-- Begin DATA SEGMENT --

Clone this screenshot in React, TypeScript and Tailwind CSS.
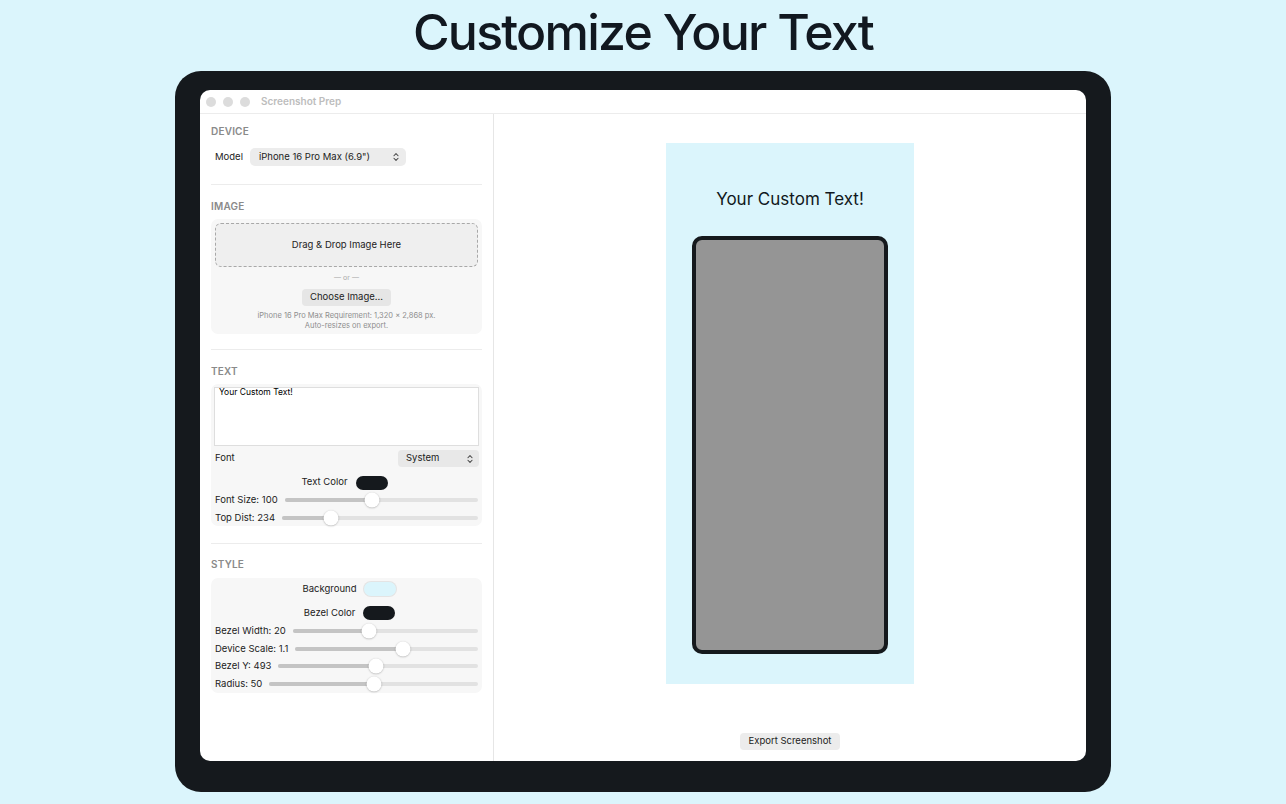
import { ChevronsUpDown } from "lucide-react";

const FONT = { fontFamily: "Inter, 'Noto Sans', sans-serif" };

function Slider({ label, pct }: { label: string; pct: number }) {
  return (
    <div className="flex items-center h-[14px] gap-[7px]">
      <span className="text-[9.5px] text-[#222] whitespace-nowrap">{label}</span>
      <div className="relative flex-1 h-[4px] rounded-full bg-[#e2e2e2]">
        {/* filled part, width from value */}
        <div className="absolute left-0 top-0 h-full rounded-full bg-[#c4c4c4]" style={{ width: `${pct}%` }} />
        <div
          className="absolute top-1/2 -translate-y-1/2 -translate-x-1/2 w-[15px] h-[15px] rounded-full bg-white shadow-[0_0.5px_2px_rgba(0,0,0,0.3)]"
          style={{ left: `${pct}%` }}
        />
      </div>
    </div>
  );
}

function SectionLabel({ children }: { children: string }) {
  return <div className="text-[10px] leading-[14px] font-semibold text-[#8a8a8a] tracking-[0.02em]">{children}</div>;
}

function Swatch({ color, border }: { color: string; border?: boolean }) {
  return (
    <div
      className={`w-[32px] h-[14px] rounded-full ${border ? "ring-1 ring-[#e4e4e4]" : ""}`}
      style={{ backgroundColor: color }}
    />
  );
}

export default function App() {
  return (
    <div className="w-full h-[804px] bg-[#dbf5fc] flex flex-col items-center overflow-hidden" style={FONT}>
      <h1 className="mt-[2px] h-[60px] text-[50px] leading-[60px] font-medium tracking-[-0.035em] text-[#111820]">
        Customize Your Text
      </h1>

      {/* device frame */}
      <div className="mt-[9px] w-[936px] h-[721px] bg-[#15191d] rounded-[26px] pt-[19px] px-[25px] pb-[31px]">
        <div className="w-full h-full bg-white rounded-[10px] flex flex-col overflow-hidden">
          {/* title bar */}
          <div className="h-[24px] shrink-0 flex items-center pl-[6px] border-b border-[#ececec]">
            <div className="flex gap-[7px]">
              <span className="w-[10px] h-[10px] rounded-full bg-[#dcdcdc]" />
              <span className="w-[10px] h-[10px] rounded-full bg-[#dcdcdc]" />
              <span className="w-[10px] h-[10px] rounded-full bg-[#dcdcdc]" />
            </div>
            <span className="ml-[11px] text-[10px] font-semibold text-[#bdbdbd]">Screenshot Prep</span>
          </div>

          <div className="flex-1 flex min-h-0">
            {/* sidebar */}
            <div className="w-[294px] shrink-0 border-r border-[#e6e6e6] px-[11px] pt-[10px] flex flex-col">
              <SectionLabel>DEVICE</SectionLabel>
              <div className="mt-[10px] h-[18px] flex items-center pl-[4px]">
                <span className="text-[9.5px] text-[#222]">Model</span>
                <div className="ml-[7px] w-[156px] h-[18px] rounded-[5px] bg-[#ececec] flex items-center justify-between pl-[9px] pr-[5px]">
                  <span className="text-[9.5px] text-[#222]">iPhone 16 Pro Max (6.9")</span>
                  <ChevronsUpDown size={10} strokeWidth={2.5} className="text-[#444]" />
                </div>
              </div>
              <div className="mt-[18px] h-px bg-[#ececec]" />

              <div className="mt-[14px]">
                <SectionLabel>IMAGE</SectionLabel>
              </div>
              <div className="mt-[6px] bg-[#f7f7f7] rounded-[7px] p-[4px] pb-[3px] flex flex-col items-center">
                <div className="w-full h-[44px] rounded-[6px] border border-dashed border-[#a8a8a8] bg-[#efefef] flex items-center justify-center">
                  <span className="text-[9.5px] text-[#222]">Drag &amp; Drop Image Here</span>
                </div>
                <div className="mt-[6px] h-[10px] text-[7px] leading-[10px] text-[#aaa]">— or —</div>
                <div className="mt-[6px] h-[17px] px-[8px] rounded-[4px] bg-[#e6e6e6] flex items-center text-[9.5px] text-[#222]">
                  Choose Image...
                </div>
                <div className="mt-[5px] text-[7.5px] leading-[10px] text-[#8e8e8e] text-center">
                  iPhone 16 Pro Max Requirement: 1,320 x 2,868 px.
                  <br />
                  Auto-resizes on export.
                </div>
              </div>
              <div className="mt-[15px] h-px bg-[#ececec]" />

              <div className="mt-[14px]">
                <SectionLabel>TEXT</SectionLabel>
              </div>
              <div className="mt-[6px] bg-[#f7f7f7] rounded-[7px] px-[3px] pt-[3px] pb-[1px] flex flex-col">
                <div className="h-[59px] bg-white border border-[#dedede] px-[4px] pt-0 text-[8.5px] leading-[9px] text-black">
                  Your Custom Text!
                </div>
                <div className="mt-[4px] h-[17px] flex items-center justify-between pl-[1px]">
                  <span className="text-[9.5px] text-[#222]">Font</span>
                  <div className="w-[81px] h-[17px] rounded-[4px] bg-[#e8e8e8] flex items-center justify-between pl-[8px] pr-[4px]">
                    <span className="text-[9.5px] text-[#222]">System</span>
                    <ChevronsUpDown size={10} strokeWidth={2.5} className="text-[#444]" />
                  </div>
                </div>
                <div className="mt-[7px] h-[17px] flex items-center justify-center gap-[8px] pr-[4px]">
                  <span className="text-[9.5px] text-[#222]">Text Color</span>
                  <Swatch color="#15191d" />
                </div>
                <div className="mt-[2px] px-[1px]">
                  <Slider label="Font Size: 100" pct={45} />
                </div>
                <div className="mt-[4px] px-[1px]">
                  <Slider label="Top Dist: 234" pct={25} />
                </div>
              </div>
              <div className="mt-[17px] h-px bg-[#ececec]" />

              <div className="mt-[13px]">
                <SectionLabel>STYLE</SectionLabel>
              </div>
              <div className="mt-[7px] bg-[#f7f7f7] rounded-[7px] px-[4px] pt-[3px] pb-[2px] flex flex-col">
                <div className="h-[16px] flex items-center justify-center gap-[8px] pl-[6px]">
                  <span className="text-[9.5px] text-[#222]">Background</span>
                  <Swatch color="#dbf5fc" border />
                </div>
                <div className="mt-[8px] h-[16px] flex items-center justify-center gap-[8px] pl-[6px]">
                  <span className="text-[9.5px] text-[#222]">Bezel Color</span>
                  <Swatch color="#15191d" />
                </div>
                <div className="mt-[3px]">
                  <Slider label="Bezel Width: 20" pct={41} />
                </div>
                <div className="mt-[4px]">
                  <Slider label="Device Scale: 1.1" pct={59} />
                </div>
                <div className="mt-[3px]">
                  <Slider label="Bezel Y: 493" pct={49} />
                </div>
                <div className="mt-[4px]">
                  <Slider label="Radius: 50" pct={50} />
                </div>
              </div>
            </div>

            {/* preview */}
            <div className="flex-1 flex flex-col items-center">
              <div className="mt-[29px] w-[248px] h-[541px] bg-[#dbf5fc] flex flex-col items-center">
                <div className="mt-[44px] h-[24px] text-[17px] leading-[24px] text-[#111820]">Your Custom Text!</div>
                <div className="mt-[25px] w-[196px] h-[418px] rounded-[10px] border-[4px] border-[#15191d] bg-[#959595]" />
              </div>
              <div className="flex-1" />
              <div className="mb-[11px] h-[17px] px-[9px] rounded-[4px] bg-[#ececec] flex items-center text-[9.5px] text-[#222]">
                Export Screenshot
              </div>
            </div>
          </div>
        </div>
      </div>
    </div>
  );
}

-- End DATA SEGMENT --

PROBLEM TO WORK ON — Skipping the pictures, transcribe each line above exactly as it appears.

SOLUTION —
Clone this screenshot in React, TypeScript and Tailwind CSS.
import { ChevronsUpDown } from "lucide-react";

const FONT = { fontFamily: "Inter, 'Noto Sans', sans-serif" };

function Slider({ label, pct }: { label: string; pct: number }) {
  return (
    <div className="flex items-center h-[14px] gap-[7px]">
      <span className="text-[9.5px] text-[#222] whitespace-nowrap">{label}</span>
      <div className="relative flex-1 h-[4px] rounded-full bg-[#e2e2e2]">
        {/* filled part, width from value */}
        <div className="absolute left-0 top-0 h-full rounded-full bg-[#c4c4c4]" style={{ width: `${pct}%` }} />
        <div
          className="absolute top-1/2 -translate-y-1/2 -translate-x-1/2 w-[15px] h-[15px] rounded-full bg-white shadow-[0_0.5px_2px_rgba(0,0,0,0.3)]"
          style={{ left: `${pct}%` }}
        />
      </div>
    </div>
  );
}

function SectionLabel({ children }: { children: string }) {
  return <div className="text-[10px] leading-[14px] font-semibold text-[#8a8a8a] tracking-[0.02em]">{children}</div>;
}

function Swatch({ color, border }: { color: string; border?: boolean }) {
  return (
    <div
      className={`w-[32px] h-[14px] rounded-full ${border ? "ring-1 ring-[#e4e4e4]" : ""}`}
      style={{ backgroundColor: color }}
    />
  );
}

export default function App() {
  return (
    <div className="w-full h-[804px] bg-[#dbf5fc] flex flex-col items-center overflow-hidden" style={FONT}>
      <h1 className="mt-[2px] h-[60px] text-[50px] leading-[60px] font-medium tracking-[-0.035em] text-[#111820]">
        Customize Your Text
      </h1>

      {/* device frame */}
      <div className="mt-[9px] w-[936px] h-[721px] bg-[#15191d] rounded-[26px] pt-[19px] px-[25px] pb-[31px]">
        <div className="w-full h-full bg-white rounded-[10px] flex flex-col overflow-hidden">
          {/* title bar */}
          <div className="h-[24px] shrink-0 flex items-center pl-[6px] border-b border-[#ececec]">
            <div className="flex gap-[7px]">
              <span className="w-[10px] h-[10px] rounded-full bg-[#dcdcdc]" />
              <span className="w-[10px] h-[10px] rounded-full bg-[#dcdcdc]" />
              <span className="w-[10px] h-[10px] rounded-full bg-[#dcdcdc]" />
            </div>
            <span className="ml-[11px] text-[10px] font-semibold text-[#bdbdbd]">Screenshot Prep</span>
          </div>

          <div className="flex-1 flex min-h-0">
            {/* sidebar */}
            <div className="w-[294px] shrink-0 border-r border-[#e6e6e6] px-[11px] pt-[10px] flex flex-col">
              <SectionLabel>DEVICE</SectionLabel>
              <div className="mt-[10px] h-[18px] flex items-center pl-[4px]">
                <span className="text-[9.5px] text-[#222]">Model</span>
                <div className="ml-[7px] w-[156px] h-[18px] rounded-[5px] bg-[#ececec] flex items-center justify-between pl-[9px] pr-[5px]">
                  <span className="text-[9.5px] text-[#222]">iPhone 16 Pro Max (6.9")</span>
                  <ChevronsUpDown size={10} strokeWidth={2.5} className="text-[#444]" />
                </div>
              </div>
              <div className="mt-[18px] h-px bg-[#ececec]" />

              <div className="mt-[14px]">
                <SectionLabel>IMAGE</SectionLabel>
              </div>
              <div className="mt-[6px] bg-[#f7f7f7] rounded-[7px] p-[4px] pb-[3px] flex flex-col items-center">
                <div className="w-full h-[44px] rounded-[6px] border border-dashed border-[#a8a8a8] bg-[#efefef] flex items-center justify-center">
                  <span className="text-[9.5px] text-[#222]">Drag &amp; Drop Image Here</span>
                </div>
                <div className="mt-[6px] h-[10px] text-[7px] leading-[10px] text-[#aaa]">— or —</div>
                <div className="mt-[6px] h-[17px] px-[8px] rounded-[4px] bg-[#e6e6e6] flex items-center text-[9.5px] text-[#222]">
                  Choose Image...
                </div>
                <div className="mt-[5px] text-[7.5px] leading-[10px] text-[#8e8e8e] text-center">
                  iPhone 16 Pro Max Requirement: 1,320 x 2,868 px.
                  <br />
                  Auto-resizes on export.
                </div>
              </div>
              <div className="mt-[15px] h-px bg-[#ececec]" />

              <div className="mt-[14px]">
                <SectionLabel>TEXT</SectionLabel>
              </div>
              <div className="mt-[6px] bg-[#f7f7f7] rounded-[7px] px-[3px] pt-[3px] pb-[1px] flex flex-col">
                <div className="h-[59px] bg-white border border-[#dedede] px-[4px] pt-0 text-[8.5px] leading-[9px] text-black">
                  Your Custom Text!
                </div>
                <div className="mt-[4px] h-[17px] flex items-center justify-between pl-[1px]">
                  <span className="text-[9.5px] text-[#222]">Font</span>
                  <div className="w-[81px] h-[17px] rounded-[4px] bg-[#e8e8e8] flex items-center justify-between pl-[8px] pr-[4px]">
                    <span className="text-[9.5px] text-[#222]">System</span>
                    <ChevronsUpDown size={10} strokeWidth={2.5} className="text-[#444]" />
                  </div>
                </div>
                <div className="mt-[7px] h-[17px] flex items-center justify-center gap-[8px] pr-[4px]">
                  <span className="text-[9.5px] text-[#222]">Text Color</span>
                  <Swatch color="#15191d" />
                </div>
                <div className="mt-[2px] px-[1px]">
                  <Slider label="Font Size: 100" pct={45} />
                </div>
                <div className="mt-[4px] px-[1px]">
                  <Slider label="Top Dist: 234" pct={25} />
                </div>
              </div>
              <div className="mt-[17px] h-px bg-[#ececec]" />

              <div className="mt-[13px]">
                <SectionLabel>STYLE</SectionLabel>
              </div>
              <div className="mt-[7px] bg-[#f7f7f7] rounded-[7px] px-[4px] pt-[3px] pb-[2px] flex flex-col">
                <div className="h-[16px] flex items-center justify-center gap-[8px] pl-[6px]">
                  <span className="text-[9.5px] text-[#222]">Background</span>
                  <Swatch color="#dbf5fc" border />
                </div>
                <div className="mt-[8px] h-[16px] flex items-center justify-center gap-[8px] pl-[6px]">
                  <span className="text-[9.5px] text-[#222]">Bezel Color</span>
                  <Swatch color="#15191d" />
                </div>
                <div className="mt-[3px]">
                  <Slider label="Bezel Width: 20" pct={41} />
                </div>
                <div className="mt-[4px]">
                  <Slider label="Device Scale: 1.1" pct={59} />
                </div>
                <div className="mt-[3px]">
                  <Slider label="Bezel Y: 493" pct={49} />
                </div>
                <div className="mt-[4px]">
                  <Slider label="Radius: 50" pct={50} />
                </div>
              </div>
            </div>

            {/* preview */}
            <div className="flex-1 flex flex-col items-center">
              <div className="mt-[29px] w-[248px] h-[541px] bg-[#dbf5fc] flex flex-col items-center">
                <div className="mt-[44px] h-[24px] text-[17px] leading-[24px] text-[#111820]">Your Custom Text!</div>
                <div className="mt-[25px] w-[196px] h-[418px] rounded-[10px] border-[4px] border-[#15191d] bg-[#959595]" />
              </div>
              <div className="flex-1" />
              <div className="mb-[11px] h-[17px] px-[9px] rounded-[4px] bg-[#ececec] flex items-center text-[9.5px] text-[#222]">
                Export Screenshot
              </div>
            </div>
          </div>
        </div>
      </div>
    </div>
  );
}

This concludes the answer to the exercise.